PROVIDED ENTRIES
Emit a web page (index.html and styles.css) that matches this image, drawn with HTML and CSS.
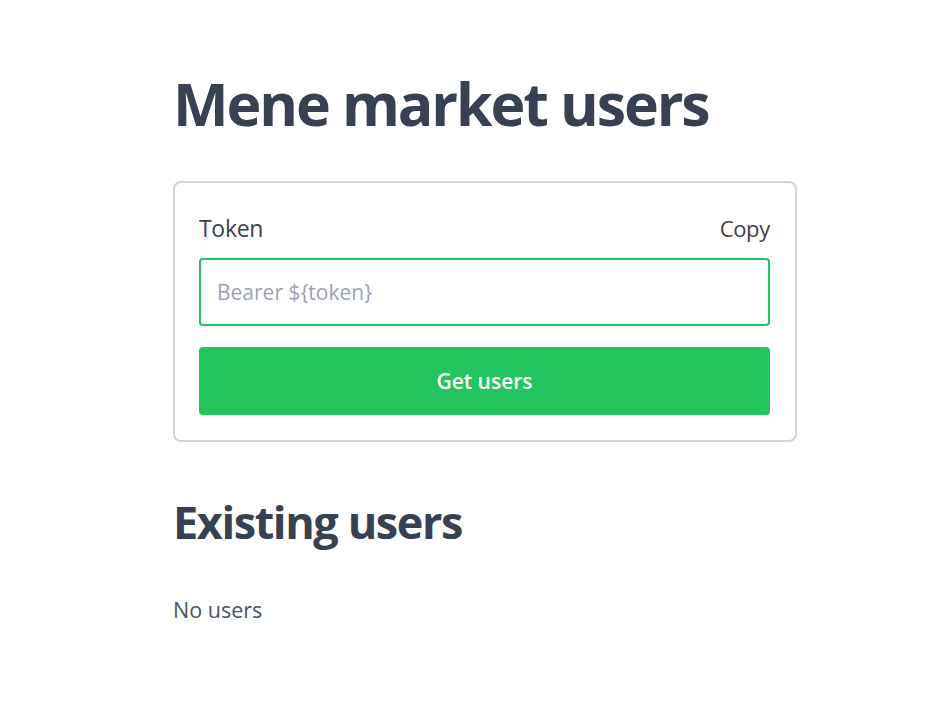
FILE: index.html
```html
<!DOCTYPE html>
<html lang="en">
<head>
<meta charset="utf-8">
<title>Mene market users</title>
<link rel="stylesheet" href="styles.css">
</head>
<body>
<main class="page">
  <h1 class="title">Mene market users</h1>
  <section class="card">
    <div class="label-row">
      <label class="label" for="token">Token</label>
      <span class="copy">Copy</span>
    </div>
    <input id="token" class="input" type="text" placeholder="Bearer ${token}">
    <button class="btn" type="button">Get users</button>
  </section>
  <h2 class="subtitle">Existing users</h2>
  <p class="empty">No users</p>
</main>
</body>
</html>
```

FILE: styles.css
```css
* { box-sizing: border-box; }
html, body { margin: 0; padding: 0; background: #ffffff; }
body {
  font-family: "Open Sans", "Noto Sans", sans-serif;
  color: #374151;
}
.page {
  width: 624px;
  margin-left: 173px;
  padding-top: 66px;
  display: flex;
  flex-direction: column;
}
.title {
  margin: 0;
  font-size: 59px;
  line-height: 74px;
  font-weight: 700;
  color: #374151;
  letter-spacing: -2.1px;
}
.card {
  margin-top: 41px;
  border: 2px solid #d1d5db;
  border-radius: 8px;
  padding: 24px 25px 25px 24px;
  display: flex;
  flex-direction: column;
}
.label-row {
  display: flex;
  justify-content: space-between;
  align-items: center;
  height: 41px;
  margin-bottom: 10px;
}
.label {
  font-size: 23px;
  color: #374151;
  letter-spacing: -0.3px;
}
.copy {
  font-size: 22px;
  color: #3f3f46;
  cursor: pointer;
  letter-spacing: -0.3px;
}
.input {
  height: 68px;
  border: 2px solid #22c55e;
  border-radius: 4px;
  padding: 0 16px;
  font-family: inherit;
  font-size: 21px;
  color: #374151;
  outline: none;
}
.input::placeholder { color: #9ca3af; }
.btn {
  margin-top: 21px;
  height: 68px;
  border: none;
  border-radius: 4px;
  background: #22c55e;
  color: #ffffff;
  font-family: inherit;
  font-size: 21px;
  font-weight: 600;
  cursor: pointer;
}
.subtitle {
  margin: 50px 0 0;
  font-size: 45px;
  line-height: 60px;
  font-weight: 700;
  color: #374151;
  letter-spacing: -1.4px;
}
.empty {
  margin: 44px 0 0;
  font-size: 21.5px;
  line-height: 28px;
  color: #4b5563;
}
```
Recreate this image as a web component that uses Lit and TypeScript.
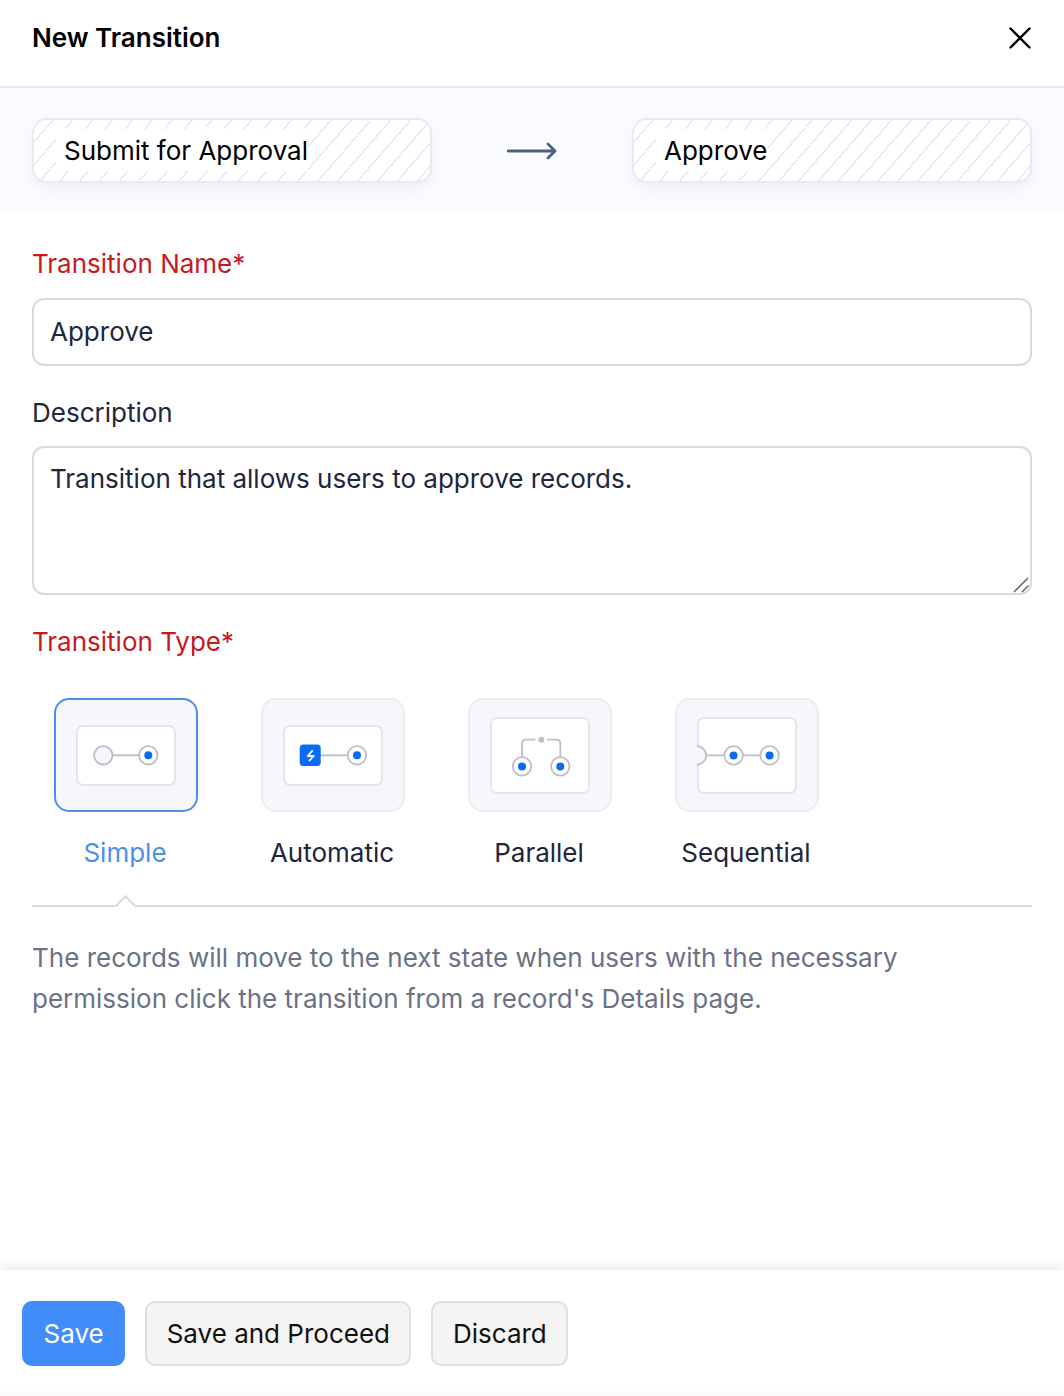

INSTRUCTION
Copy the material shown above in full and exactly. Skip the pictures.

RESPONSE
Emit a web page (index.html and styles.css) that matches this image, drawn with HTML and CSS.
FILE: index.html
```html
<!DOCTYPE html>
<html lang="en">
<head>
<meta charset="utf-8">
<title>Mene market users</title>
<link rel="stylesheet" href="styles.css">
</head>
<body>
<main class="page">
  <h1 class="title">Mene market users</h1>
  <section class="card">
    <div class="label-row">
      <label class="label" for="token">Token</label>
      <span class="copy">Copy</span>
    </div>
    <input id="token" class="input" type="text" placeholder="Bearer ${token}">
    <button class="btn" type="button">Get users</button>
  </section>
  <h2 class="subtitle">Existing users</h2>
  <p class="empty">No users</p>
</main>
</body>
</html>
```

FILE: styles.css
```css
* { box-sizing: border-box; }
html, body { margin: 0; padding: 0; background: #ffffff; }
body {
  font-family: "Open Sans", "Noto Sans", sans-serif;
  color: #374151;
}
.page {
  width: 624px;
  margin-left: 173px;
  padding-top: 66px;
  display: flex;
  flex-direction: column;
}
.title {
  margin: 0;
  font-size: 59px;
  line-height: 74px;
  font-weight: 700;
  color: #374151;
  letter-spacing: -2.1px;
}
.card {
  margin-top: 41px;
  border: 2px solid #d1d5db;
  border-radius: 8px;
  padding: 24px 25px 25px 24px;
  display: flex;
  flex-direction: column;
}
.label-row {
  display: flex;
  justify-content: space-between;
  align-items: center;
  height: 41px;
  margin-bottom: 10px;
}
.label {
  font-size: 23px;
  color: #374151;
  letter-spacing: -0.3px;
}
.copy {
  font-size: 22px;
  color: #3f3f46;
  cursor: pointer;
  letter-spacing: -0.3px;
}
.input {
  height: 68px;
  border: 2px solid #22c55e;
  border-radius: 4px;
  padding: 0 16px;
  font-family: inherit;
  font-size: 21px;
  color: #374151;
  outline: none;
}
.input::placeholder { color: #9ca3af; }
.btn {
  margin-top: 21px;
  height: 68px;
  border: none;
  border-radius: 4px;
  background: #22c55e;
  color: #ffffff;
  font-family: inherit;
  font-size: 21px;
  font-weight: 600;
  cursor: pointer;
}
.subtitle {
  margin: 50px 0 0;
  font-size: 45px;
  line-height: 60px;
  font-weight: 700;
  color: #374151;
  letter-spacing: -1.4px;
}
.empty {
  margin: 44px 0 0;
  font-size: 21.5px;
  line-height: 28px;
  color: #4b5563;
}
```
Recreate this image as a web component that uses Lit and TypeScript.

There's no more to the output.